Quelles raisons économiques et financières expliquent l’intérêt des investisseurs pour l’enseignement supérieur ?

Nous l’avons vu, depuis plusieurs années, l’enseignement supérieur français connaît une forte croissance. La démographie est sans appel, il y aura chaque année de plus en plus d’étudiants à la recherche d’une école. L’investissement dans les Universités étant à l’arrêt, le privé a le champ libre pour s’étendre. De plus, l’enseignement supérieur fait partie des secteurs qui se placent en haut de la fourchette en termes de retours sur capitaux investis. 

Dans ce marché en pleine croissance, les fonds d’investissement qui n’y sont pas veulent y aller et ceux qui y sont déjà investissent encore plus d’argent pour leur permettre de se développer davantage.

L’évolution des frais de scolarité a été très dynamique : elle a été très régulière dans toutes les spécialités, a minima de 2 % tous les ans voire au-delà de 5 % dans certains domaines. Il y a aussi un critère financier lié à la trésorerie, Les étudiants paient les frais de scolarité en début d’année. Par rapport à d’autres systèmes où vous êtes payés 90 jours après avoir livré votre travail. 

Mais en réalité, si les écoles rejoignent un groupe, fusionnent ou sont rachetées, c’est que le plus souvent elles y sont contraintes. Elles sont de plus en plus nombreuses à avoir du mal à boucler leur budget. En cause, la hausse des dépenses. Les portefeuilles explosent le budget dans le marketing et la communication pour se démarquer dans le marché de plus en plus concurrentiel.
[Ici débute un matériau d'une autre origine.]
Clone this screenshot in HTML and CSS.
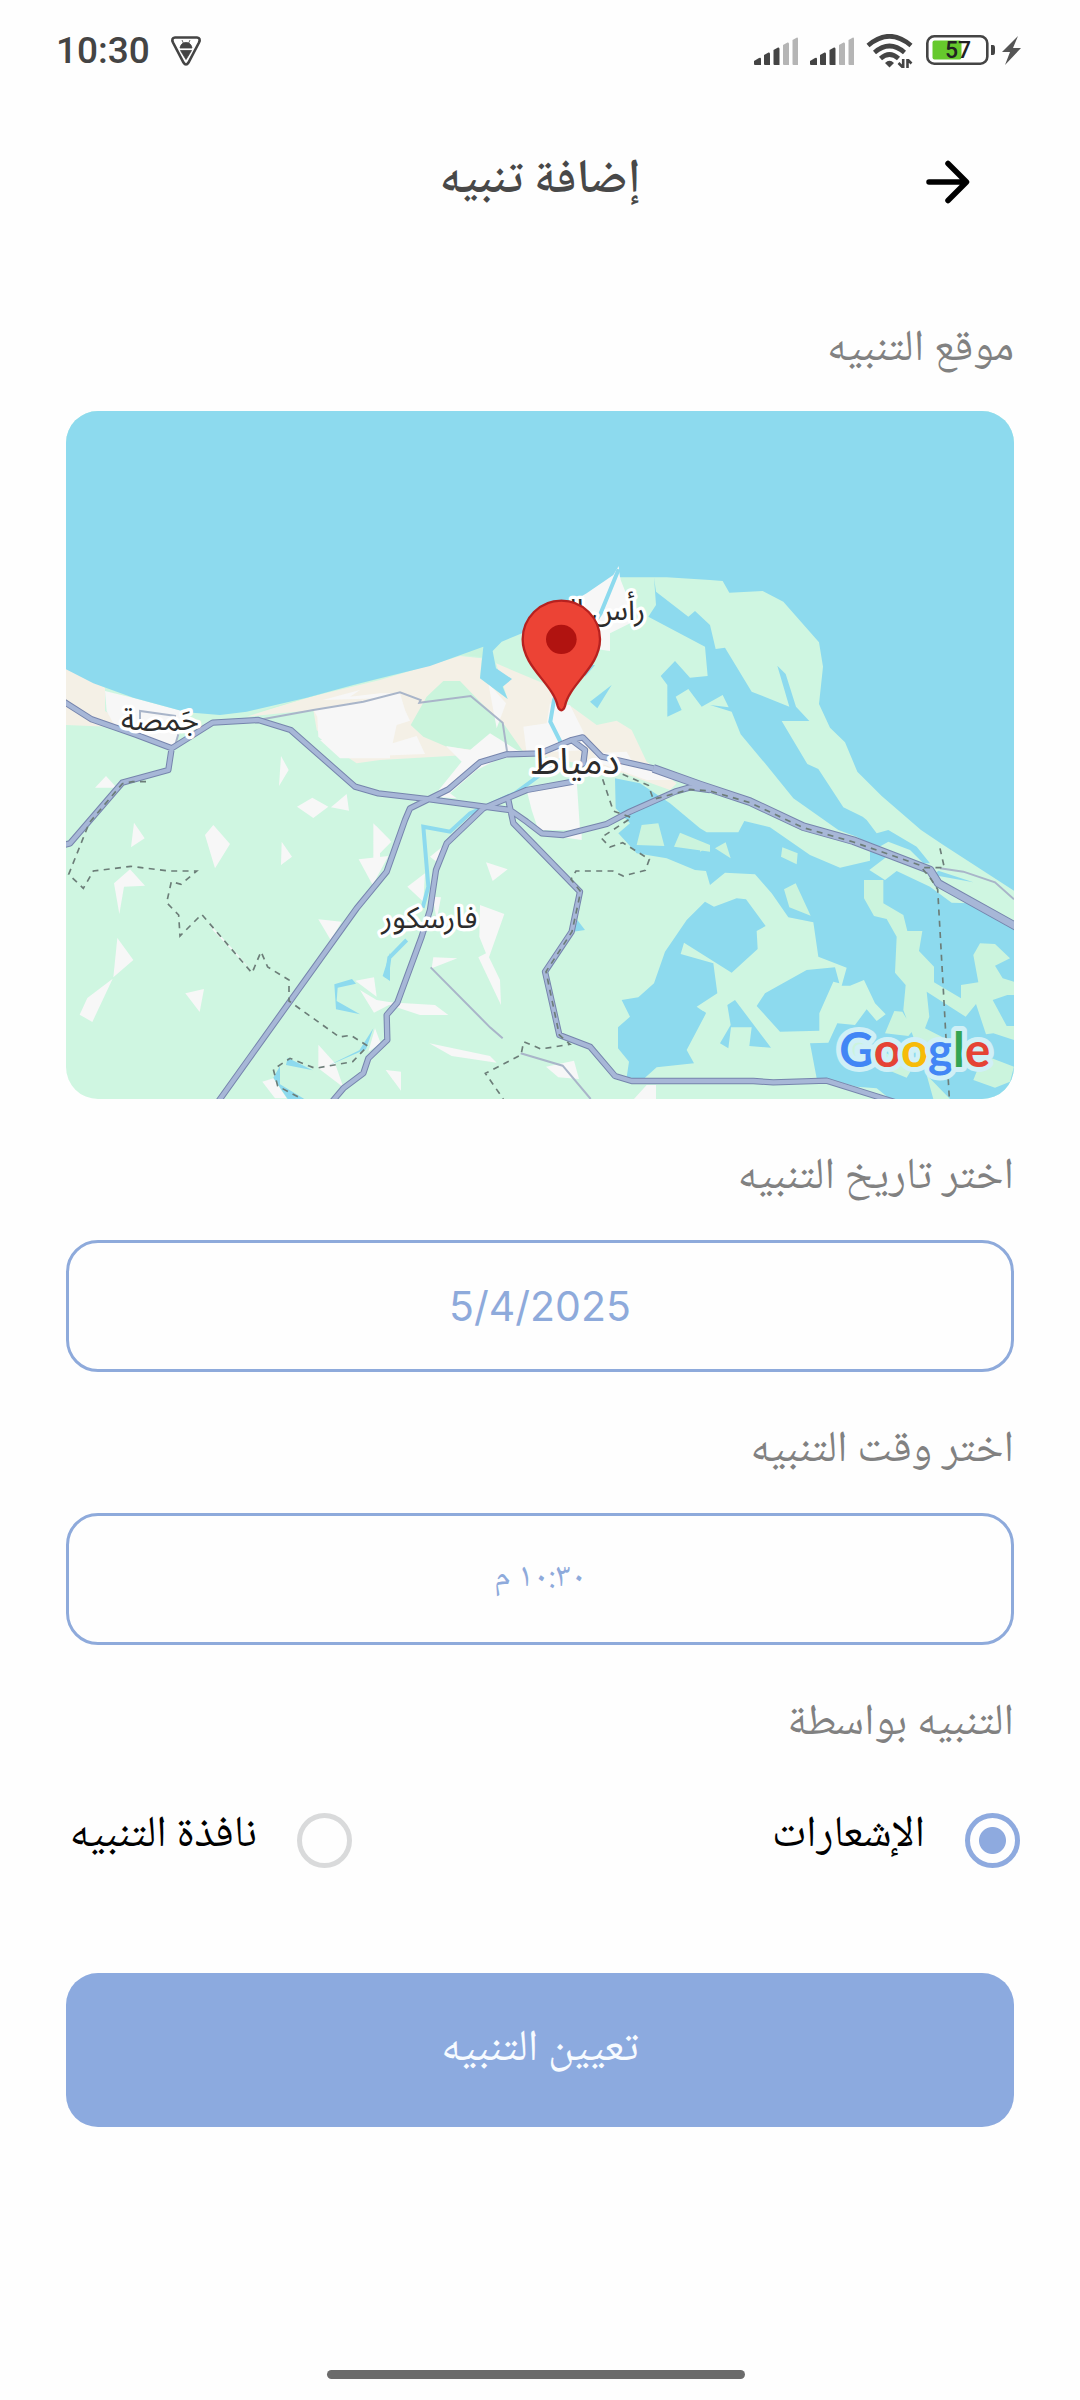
FILE: index.html
```html
<!DOCTYPE html>
<html lang="ar" dir="rtl">
<head>
<meta charset="utf-8">
<meta name="viewport" content="width=device-width, initial-scale=1">
<title>إضافة تنبيه</title>
<link rel="stylesheet" href="styles.css">
</head>
<body>
<div class="screen">
  <div class="status" dir="ltr">
    <div class="status-side">
      <span class="clock">10:30</span>
      <svg class="icon" width="32" height="32" viewBox="0 0 32 32" aria-hidden="true">
        <path d="M5 2.500H27Q31 3 29 7.500L18.500 27.500Q16 31.500 13.500 27.500L3 7.500Q1 3 5 2.500Z" fill="none" stroke="#444" stroke-width="2.600"/>
        <path d="M10 13Q11 7.500 16 7.500T22 13ZM12 5L13.500 8.500M20 5L18.500 8.500M10.500 15.500H21.500L16 24.500Z" fill="#444" stroke="#444" stroke-width=".8"/>
      </svg>
    </div>
    <div class="status-side">
      <svg class="icon" width="44" height="30" viewBox="0 0 44 30" aria-hidden="true">
        <g fill="#444"><path d="M0 25L5 22Q7 21 7 23V29H1Q0 29 0 28Z"/><path d="M10 19L14.500 16.500Q16 16 16 18V29H11Q10 29 10 28Z"/><path d="M19.500 14L24 11.500Q25.500 11 25.500 13V29H20.500Q19.500 29 19.500 28Z"/></g>
        <g fill="#b5b5b5"><path d="M29 9L33.500 6.500Q35 6 35 8V29H30Q29 29 29 28Z"/><path d="M38.500 4L43 1.500Q44 1 44 3V29H39.500Q38.500 29 38.500 28Z"/></g>
      </svg>
      <svg class="icon" width="44" height="30" viewBox="0 0 44 30" aria-hidden="true">
        <g fill="#444"><path d="M0 25L5 22Q7 21 7 23V29H1Q0 29 0 28Z"/><path d="M10 19L14.500 16.500Q16 16 16 18V29H11Q10 29 10 28Z"/><path d="M19.500 14L24 11.500Q25.500 11 25.500 13V29H20.500Q19.500 29 19.500 28Z"/></g>
        <g fill="#b5b5b5"><path d="M29 9L33.500 6.500Q35 6 35 8V29H30Q29 29 29 28Z"/><path d="M38.500 4L43 1.500Q44 1 44 3V29H39.500Q38.500 29 38.500 28Z"/></g>
      </svg>
      <svg class="icon" width="48" height="34" viewBox="0 0 48 34" aria-hidden="true">
        <g fill="none" stroke="#444" stroke-width="4.600"><path d="M2 11.500Q23.500-7 45 11.500"/><path d="M8.500 18.500Q23.500 5.500 38.500 18.500"/><path d="M14.500 24.500Q23.500 16.500 32.500 24.500"/></g>
        <path d="M19 29Q23.500 24.500 28 29L23.500 33.500Z" fill="#444"/>
        <path d="M37.200 25V34M41.500 25V34M36.500 33L32.500 29M42 26L45.500 29.500" stroke="#444" stroke-width="2.600"/>
      </svg>
      <svg class="icon" width="98" height="32" viewBox="0 0 98 32" aria-hidden="true">
        <rect x="6.500" y="5.500" width="29" height="19" rx="2" fill="#66c92c"/>
        <rect x="1.300" y="1.300" width="60" height="27.400" rx="7" fill="none" stroke="#444" stroke-width="2.600"/>
        <path d="M65 10H67Q69 10 69 13V17Q69 20 67 20H65Z" fill="#444"/>
        <text class="battery-text" x="19" y="23">57</text>
        <path d="M92 1L76 17H84L79 30L95 13H87Z" fill="#555"/>
      </svg>
    </div>
  </div>

  <header class="topbar">
    <button class="back" type="button" aria-label="رجوع">
      <svg class="icon" width="44" height="44" viewBox="0 0 44 44" aria-hidden="true"><path d="M3 22H39M22 3.500L40.500 22L22 40.500" fill="none" stroke="#000" stroke-width="5.500" stroke-linecap="round" stroke-linejoin="round"/></svg>
    </button>
    <h1 class="title">إضافة تنبيه</h1>
  </header>

  <form class="form">
    <h2 class="label label-first">موقع التنبيه</h2>
    <svg class="map" viewBox="0 0 2844 2064" preserveAspectRatio="xMidYMid slice" role="img" aria-label="خريطة دمياط" direction="ltr">
      <rect width="2844" height="2064" fill="#cff6e1"/>
      <!-- north-west coast: sand and built-up areas -->
      <path fill="#f4f0e6" d="M0 770L117 830V900L200 950L0 942Z"/>
      <path fill="#f7f7f7" d="M117 840L200 860L362 904L330 1000L317 1012L150 952L122 900Z"/>
      <g transform="translate(942 417)">
        <path fill="#f4f0e6" d="M-400 500L-220 443L0 390L240 318L305 325L300 385L383 447L348 340L490 400L530 450L575 470L650 525L710 512L755 540L800 635L890 700L870 720L730 670L430 605L0 630L-70 640L-130 600L-190 540L-200 480Z"/>
        <path fill="#caf4dc" d="M-400 497L-220 440L0 386L240 314L310 322V280L0 380Z"/>
        <path fill="#f7f7f7" d="M-172 450L-60 420L-90 440L0 430L60 430L75 480L90 512L50 525L38 580L110 558L135 612L0 617L-120 616L-185 560L-188 500L-200 480L0 445Z"/>
        <path fill="#caf4dc" d="M190 393H240L300 455L370 520L430 605L280 600L200 590L130 560L92 525L140 440Z"/>
        <path fill="#f7f7f7" d="M198 588L270 600L330 550L410 600L480 612L360 625L290 660L210 730L230 745L160 740L245 635ZM325 400L378 460L350 535ZM430 530L500 520L510 460L570 465L610 545L620 600L440 610ZM440 720L590 690L600 840H475L455 780ZM600 140L716 48L722 90L770 210L690 250V303L600 290ZM640 610L740 605L760 640L860 660L880 690L800 690L660 640Z"/>
      </g>
      <!-- fields -->
      <g transform="translate(-18 987)" fill="#f7f7f7">
        <path d="M105 143L138 108L170 143ZM222 248L254 295L213 322ZM460 255L510 312L465 385L435 285ZM663 48L686 90L657 138ZM711 200L757 173L805 200L760 234ZM813 202L860 162L867 212ZM665 305L696 350L663 375ZM948 258L990 300L955 335ZM896 358L985 348L938 435ZM162 430L210 388L255 437L192 440L178 522ZM172 594L220 660L160 712ZM158 716L97 846L59 824L82 774ZM376 760L432 747L419 816ZM775 538L845 545L812 600ZM445 548L530 640L572 690L460 572ZM886 722L942 712L950 770ZM900 750L950 780L1000 788L942 818ZM775 914L825 970L850 1042L775 985ZM607 1025L640 1015L680 1075H645ZM945 865L962 910L925 935ZM780 0H990V55H840ZM980 990L1000 1000V1020Z"/>
      </g>
      <g transform="translate(942 1227)" fill="#f7f7f7">
        <path d="M318 127L383 148L338 183ZM300 255L373 282L327 412L360 480L363 555L295 412L318 400L298 350ZM82 200L135 160L130 245ZM158 230L183 232L170 300ZM160 412L232 415L155 445ZM0 545L165 555L205 585H120ZM148 670L330 708L350 728L215 708ZM17 750L63 755V812ZM498 740L582 722L597 777L535 772ZM762 837L800 795H828V837ZM-20 10L34 65L0 100V150L-20 175ZM540 50L605 30V60ZM200 70L150 110L175 130Z"/>
      </g>
      <!-- sea -->
      <path fill="#8ddaee" d="M0 0H2844V1439L2632 1302L2565 1257L2447 1155L2374 1082L2337 994L2292 950L2259 879L2271 767L2259 694L2152 572L2090 540L1990 545L1970 510L1932 507L1802 499H1662L1658 465L1642 492L1562 547L1502 582L1372 665L1307 692L1280 720L1290 772L1338 804L1310 827L1325 864L1242 802L1252 707L1092 765L942 802L862 822L722 860L542 902L462 912L362 904L202 860L82 817L0 775Z"/>
      <!-- eastern lagoon -->
      <g transform="translate(1902 417)">
        <path fill="#8ddaee" d="M-138 82L-132 125L-35 200L-15 183L30 225L47 297L75 293L155 425L268 470L232 347L257 372L288 470L328 513H245L322 642L355 657L430 772L488 800L500 810L530 850L565 840L650 890L690 940L670 940L630 900L565 875L530 895L470 860L415 840L280 745L195 640L122 553L95 485L30 465L86 472L68 435L5 470L-35 417L-73 440L-55 480L-98 500V405L-118 378L-75 333L-30 383L23 378L15 290L-155 200L-132 165ZM-265 405L-308 475L-330 455ZM-315 345L-340 345L-345 380Z"/>
      </g>
      <!-- southern lagoon and its islands -->
      <g transform="translate(1902 1227)">
        <path fill="#8ddaee" d="M-255-125L-180-110L-90-50L0 25L20 37H115L133 3L210 22L330 105L420 143L510 122V90L560 110L508 150L555 180L590 153L690 200L755 248L810 250L942 325V837H570L530 805L470 800L380 775H350L330 670L385 668L412 610L465 615L500 568L530 603L557 583L525 550L492 480L450 497H425L440 443L355 410L340 307L265 292L215 220L165 163L75 158L30 195L18 153L-15 150L-100 115L-190 100L-245 40L-210 10L-253-35Z"/>
        <path fill="#8ddaee" d="M170 558L195 520L320 450L405 442L418 490L400 485L358 580V632L240 635ZM82 555L105 540L213 683L148 678L155 622H93L85 685L60 670L92 615ZM0 570L17 577L0 610L-15 580ZM715 152L820 187L700 165Z"/>
        <path fill="#8ddaee" d="M15 245L-40 300L-105 395L-138 490L-185 532L-235 540L-210 590L-246 622V685L-213 725L-220 772L-170 778L-130 742L-18 730L-40 690L18 580L-10 560L52 520L40 430L-58 402L-48 368L95 458L173 387L170 333L197 318L138 238L110 235L42 260ZM-368 300L-345 330L-380 335Z"/>
        <path fill="#cbf4dd" d="M492 180H550V250L610 285L622 333H667L657 393L702 440V487L783 535V495L835 487L820 405L840 370L885 372L930 415L885 437L908 475L942 485V525H922L878 540L920 618H942V660L880 640L858 643L828 552L797 590L680 515L688 590L675 625L725 650L745 690L700 680L640 700V650L610 570L617 495L585 458L590 350L560 297L522 288L492 235ZM583 573L607 575L640 630L625 648L555 640ZM247 82L293 100L290 133L243 110ZM287 190L332 287L268 262L252 208ZM45 85L77 67L92 115ZM0 68L27 80L0 95ZM850 705L942 740L930 785L885 803L820 780ZM680 765L750 837H700ZM440 650L520 680L640 740L620 773L540 740L460 710ZM-175 15L-125 10L-107 78L-190 75ZM-60 38L30 75V95L-78 80Z"/>
      </g>
      <!-- river and canals -->
      <g fill="none" stroke="#8ddaee" stroke-width="12">
        <path d="M1658 475L1604 607L1530 720L1464 867L1453 932L1487 1000L1497 1037L1347 1147L1212 1207L1152 1262L1072 1247L1087 1427L1070 1490M1022 1587L970 1640L962 1700"/>
      </g>
      <path fill="#8ddaee" d="M972 1625L950 1695L972 1710ZM805 1720L858 1704L870 1718L815 1730L812 1770L882 1810L810 1795ZM922 1852L900 1915L784 1965L880 1918ZM665 1940L740 1978L660 1962ZM642 1965V2020L715 2064H665L622 2000Z"/>
      <!-- minor roads -->
      <g fill="none" stroke="#a9b5c9" stroke-width="6">
        <path d="M577 927L742 897L892 872L1002 844L1064 867L1060 875L1214 855L1310 935L1324 1027M1094 1669L1272 1849L1310 1882M1364 1927L1490 1964L1574 2064M2622 1372L2692 1382L2787 1414L2844 1465M222 940V900L330 915M337 970L325 1010"/>
      </g>
      <!-- main roads: casing, then fill -->
      <g fill="none" stroke-linejoin="round">
        <path stroke="#7685ad" stroke-width="19" d="M-10 870L77 925L212 972L317 1012L440 935L577 927L674 957L867 1127L937 1147L1092 1165L1332 1197L1382 1232L1427 1267L1492 1272L1622 1239L1692 1202L1827 1142L1872 1129L1932 1137M317 1012L307 1077L169 1115L12 1297L-18 1305M453 2077L682 1757L872 1492L962 1382L1017 1227L1032 1192L1147 1135L1242 1054L1322 1030L1422 1027L1517 987L1550 979L1607 1037L1762 1072M1517 987L1557 1017L1552 1057L1530 1070M794 2077L832 2032L892 1987L907 1942L964 1887L962 1812L994 1775L1067 1577L1092 1497L1110 1377L1142 1297L1252 1192L1382 1137L1522 1112M1327 1167L1342 1237L1542 1442L1517 1562L1437 1682L1480 1872L1572 1907L1647 1995L1697 2010H2062L2122 2014L2282 2009L2492 2075"/>
        <path stroke="#7685ad" stroke-width="26" d="M1762 1072L1902 1122L2052 1172L2212 1247L2362 1289L2592 1377L2617 1417L2860 1552"/>
        <path stroke="#a7b7d7" stroke-width="13" d="M-10 870L77 925L212 972L317 1012L440 935L577 927L674 957L867 1127L937 1147L1092 1165L1332 1197L1382 1232L1427 1267L1492 1272L1622 1239L1692 1202L1827 1142L1872 1129L1932 1137M317 1012L307 1077L169 1115L12 1297L-18 1305M453 2077L682 1757L872 1492L962 1382L1017 1227L1032 1192L1147 1135L1242 1054L1322 1030L1422 1027L1517 987L1550 979L1607 1037L1762 1072M1517 987L1557 1017L1552 1057L1530 1070M794 2077L832 2032L892 1987L907 1942L964 1887L962 1812L994 1775L1067 1577L1092 1497L1110 1377L1142 1297L1252 1192L1382 1137L1522 1112M1327 1167L1342 1237L1542 1442L1517 1562L1437 1682L1480 1872L1572 1907L1647 1995L1697 2010H2062L2122 2014L2282 2009L2492 2075"/>
        <path stroke="#a7b7d7" stroke-width="20" d="M1762 1072L1902 1122L2052 1172L2212 1247L2362 1289L2592 1377L2617 1417L2860 1552"/>
      </g>
      <!-- boundaries -->
      <g fill="none" stroke="#6c7d78" stroke-width="5" stroke-dasharray="18 16">
        <path d="M240 1112H200L169 1118L70 1235L8 1390L52 1432L82 1380L195 1366L310 1380H392L345 1420L316 1412L302 1475L338 1512L342 1575L407 1510L558 1686L585 1622L605 1668L669 1707V1770L820 1878L855 1873L905 1905L860 1952L748 1972L672 1942L622 1975L635 2025L710 2065"/>
        <path d="M1670 1090L1747 1123L1762 1165L1872 1135L1932 1140L2052 1175L2212 1250L2362 1293L2560 1362L2592 1400L2615 1435L2630 1700L2650 2064M1610 1105L1642 1200L1697 1220L1605 1280L1632 1308L1670 1295L1750 1345L1738 1378L1672 1395L1640 1380H1530L1515 1405L1544 1442L1518 1562L1440 1682L1480 1872L1512 1900L1425 1914L1373 1892L1365 1932L1258 1987L1312 2064M2622 1312L2635 1370H2560"/>
      </g>
      <g class="map-label">
        <text x="282" y="957">جَمصة</text>
        <text x="1590" y="627">رأس البر</text>
        <text class="map-city" x="1528" y="1088">دمياط</text>
        <text x="1090" y="1552">فارسكور</text>
      </g>
      <!-- marker -->
      <path d="M1486 898Q1479 898 1475 885C1463 820 1370 768 1370 685A116 116 0 0 1 1602 685C1602 768 1509 820 1497 885Q1493 898 1486 898Z" fill="#ec4335" stroke="#b7211f" stroke-width="7"/>
      <ellipse cx="1486" cy="685" rx="46" ry="44" fill="#b11310"/>
      <text class="brand" x="2320" y="1967"><tspan fill="#4286f5">G</tspan><tspan fill="#e54335">o</tspan><tspan fill="#f7bb08">o</tspan><tspan fill="#4286f5">g</tspan><tspan fill="#34a553">l</tspan><tspan fill="#e54335">e</tspan></text>
    </svg>

    <label class="label" for="date">اختر تاريخ التنبيه</label>
    <input class="field" id="date" type="text" value="5/4/2025" readonly dir="ltr">

    <label class="label" for="time">اختر وقت التنبيه</label>
    <input class="field field-time" id="time" type="text" value="١٠:٣٠ م" readonly>

    <fieldset class="choices">
      <legend class="label">التنبيه بواسطة</legend>
      <div class="choice-row">
        <label class="choice"><input class="radio" type="radio" name="via" checked><span class="choice-text">الإشعارات</span></label>
        <label class="choice"><input class="radio" type="radio" name="via"><span class="choice-text">نافذة التنبيه</span></label>
      </div>
    </fieldset>

    <button class="submit" type="button">تعيين التنبيه</button>
  </form>

  <div class="home-bar"></div>
</div>
</body>
</html>
```
FILE: styles.css
```css
* { box-sizing: border-box; }

body {
  margin: 0;
  background: #fefefe;
  color: #000;
  font-family: "Noto Naskh Arabic", "Noto Sans Arabic", "Noto Sans", "DejaVu Sans", sans-serif;
}

.screen {
  display: flex;
  flex-direction: column;
  min-height: 100vh;
}

.icon { display: block; flex: none; }

.status {
  display: flex;
  justify-content: space-between;
  align-items: center;
  height: 102px;
  padding: 0 56px;
}

.status-side { display: flex; align-items: center; gap: 12px; }
.status-side:first-child { gap: 20px; }

.clock {
  font: 500 37px/48px Roboto, sans-serif;
  color: #444;
}

.battery-text {
  font: 500 23px Roboto, sans-serif;
  fill: #222;
}

.topbar {
  display: grid;
  grid-template-columns: 1fr auto 1fr;
  align-items: center;
  height: 160px;
  padding: 0 110px;
}

.back {
  justify-self: start;
  padding: 0;
  border: 0;
  background: none;
}

.title {
  margin: 0;
  font-size: 48px;
  line-height: 68px;
  font-weight: 600;
  color: #484848;
}

.form {
  display: flex;
  flex-direction: column;
  padding: 47px 66px 0;
}

.label {
  display: block;
  height: 141px;
  margin: 0;
  padding: 40px 0 0;
  font-size: 44px;
  line-height: 80px;
  font-weight: 400;
  color: #818181;
}

.label-first { height: 102px; padding-top: 2px; }

.map {
  display: block;
  width: 100%;
  aspect-ratio: 948 / 688;
  border-radius: 32px;
}

.map-label {
  font: 90px "Noto Sans Arabic", "Noto Sans", "DejaVu Sans", sans-serif;
  text-anchor: middle;
  fill: #2c2c2c;
  stroke: #fff;
  stroke-width: 20px;
  stroke-linejoin: round;
  paint-order: stroke;
}

.map-city { font-size: 108px; }

.brand {
  font: 700 142px Lato, sans-serif;
  stroke: #d0f0f6;
  stroke-width: 30px;
  stroke-linejoin: round;
  paint-order: stroke;
}

.field {
  width: 100%;
  height: 132px;
  padding: 0;
  border: 3px solid #8eaadb;
  border-radius: 32px;
  background: none;
  color: #8eaadb;
  text-align: center;
  font: 41px Inter, sans-serif;
}

.field-time {
  font-family: "Noto Naskh Arabic", "Noto Sans", "DejaVu Sans", sans-serif;
  font-size: 34px;
}

.choices { margin: 0; padding: 0; border: 0; min-width: 0; }

.choice-row {
  display: grid;
  grid-template-columns: 1fr 286px;
  margin-right: -6px;
}

.choice { display: flex; align-items: center; gap: 40px; height: 108px; }

.radio {
  appearance: none;
  flex: none;
  width: 55px;
  height: 55px;
  margin: 0;
  border: 5px solid #d9dadb;
  border-radius: 50%;
}

.radio:checked {
  border-color: #8eaadf;
  background: radial-gradient(circle, #8eaadf 13px, transparent 14px);
}

.choice-text { font-size: 44px; line-height: 60px; padding-bottom: 6px; white-space: nowrap; }

.submit {
  height: 154px;
  margin-top: 79px;
  border: 0;
  border-radius: 32px;
  background: #8caadf;
  color: #f7fbff;
  font: inherit;
  font-size: 44px;
}

.home-bar {
  align-self: center;
  width: 418px;
  height: 9px;
  margin: auto 8px 21px 0;
  border-radius: 5px;
  background: #6b6b6b;
}
```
Mais aussi dans l’acquisition d’équipement de pointe et de divers frais, site internet, plateforme… 

Les petites écoles sont aspirées par l’effet « Groupe”. Elles ne peuvent plus faire le poids face à ces écoles qui mutualisent leurs coûts autour de quelques grandes marques et investissent des millions en acquisition.

Mais qui sont ces grands groupes?

 En France il existe 6 mastodontes dans l’enseignement supérieur : Galileo Global Education, Eduservices, GES&Eductive, Ionis ,Education Group et l’Inseec. Ils possèdent à eux seuls plus de 200 écoles et sont les leaders du marché.

  • Galiléo, avec 57 écoles et 200 000 éleves, des domaines de formation variés: commerce, droit, finance, médecine et industries créatives. En 2022 c’est 1,5 milliard d’euros investit pour développer son réseau d’écoles. Dernières acquisitions, une école spécialisée dans la création artistique, la LMA.
  • Eduservices, avec plus de 30 écoles et 34 000 éleves, des domaines aussi large: langues vivantes, métier du digital, management, communication et j’en passe. Avec ses récentes  acquisitions CDAF-ESAP, Bachelor factory et Win il est bien un des groupes leader du marché.
  • L’union fait la force, GES a fusionné avec Eductive, ils accumulent  pas moins de 15 000 élèves pour plus de 90 écoles.
  • Ionis éducation group compte 30 000 étudiants avec pas moins de 29 écoles.

On remarque que les premières années, les marques écoles sont restées fortes mais elles viennent souvent s’effacer de plus en plus en faveur de la marque groupe. Ce qui permet de faire des économies importantes en termes de marketing. Ce qui s’apparente à un jeu schizophrénique de jonglage entre marque d’école et de groupe. Les fonctions supports sont très souvent au niveau du groupe tandis que certains groupes continuent de promouvoir les marques écoles qui ont une grande notoriété. Les fusions et rachat étaient déjà dynamiques dans ce secteur il y a quelques années, aujourd’hui la course à l’acquisition d’écoles supérieures n’en est pas moindre. Ce qui va sans doute faire que s’accroître dans les années à venir avec la crise sanitaire et financière que traverse le pays.